TBY talks to Hitler Cigarruista, Director of Capital Financiero, on the Panamanian media, press freedom, and FTAs.

Hitler Cigarruista
Hitler Cigarruista has completed studies in negotiation, treaties, and international commerce at the Universidad Latinoamericana de Comercio Exterior (ULACEX) and the Universidad de Santiago de Chile, among other courses in business journalism and sociology at the Universidad de Panama. His work experience has included positions as head of publications for the Center for Latinamerican Studies (CELA), and as reporter for Radio Cadena Exitosa, TVN Canal 2, Radio Ancón, Diario El Universal, and Diario El Siglo. He has been working with Capital Financiero since 2003 as reporter, senior journalist, editor, and currently, director. In addition, he is a member of the Panama Journalists Union and the Panamanian Association of Travel Journalism.

What has been the relevance of Capital Financiero, in terms of economic and political influence, in the development of the country?

We are a business journal in a country in which business plays a vital role. People who come to Panama like to talk about what happens in the economy and opportunities for investment. Capital Financiero gives the complete summary of the country in business and finance. We are the go-to source to find out what is happening in the country. We publish information regarding the most important issues in development, what the government is doing to help business grow, and how we can continue on the path of development that we have been on during the past decade.

How have you seen the readership evolve since you entered the company in 2003?

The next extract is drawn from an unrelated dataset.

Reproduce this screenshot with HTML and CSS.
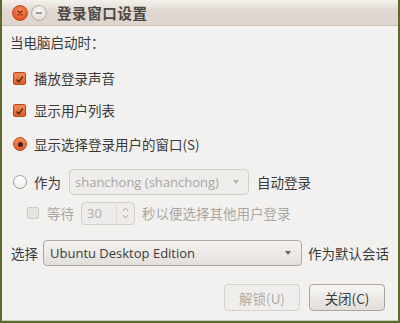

Readers are changing as we now have more young people interested in reading our paper. They want to know what they can do to improve their position in this new economy. Part of our readership use social media. This is a new game; these people want to know what is happening as soon as possible. We are the only paper in the country that gives more than just facts. We offer a combination of news and analysis. This is not easy to find in other papers, which is why we are the first choice for young people who are entering the business world.

How do you assess the freedom of press in Panama, especially compared to other countries in the region?

I think that Capital Financiero is not in the same position as other newspapers in the country. We work with data and facts, and this is different from newspapers that are more focused on opinions. I have worked with other newspapers and have never encountered any problems. We work with data from official institutions such as the Contraloría General de la República and the Ministry of Finance, or business organizations like the Chamber of Commerce, think tanks, and international organizations, so we do not have any problems as our sources are publicly available.

What is your evaluation of the free trade agreements (FTAs) that have been signed with Europe and the US?

Panama's economy is based around the sea, the original canal, and agriculture. We signed an FTA with the US because it is Panama's main trading partner. We export around 45% to 50% of our products to the US. The other 40% goes to Europe, and the rest goes to the other countries of Latin America and Asia. The truth is that we have a special relationship with the US, as the Canal is a route that accounts for 5% of global trade. With the expansion of the Canal, we will increase this traffic to 8% or 10%. This shows how a small country can make a difference if it invests its money in a global product like this. The most important thing for Panama is to open markets. We must not forget that of the 3.4 million people in this country, some 1.2 million are farmers, and they need to grow at the same time as the cities and free trade zones. They do not have the same opportunities, so we need to change this. There should be more investment in the research and development of new products to add more value to our products. We export with no value-added, and this is a significant problem because we export at the same price as other countries. In this country the focus is always on logistics, finance, and how to acquire more external investment. This is why FTAs are so important for us. They give us the opportunity for these other sectors of the country to access larger markets for their products. At the moment, the future of Panama is the Canal. However, tourism, mining, energy, international insurance, and real estate are also important.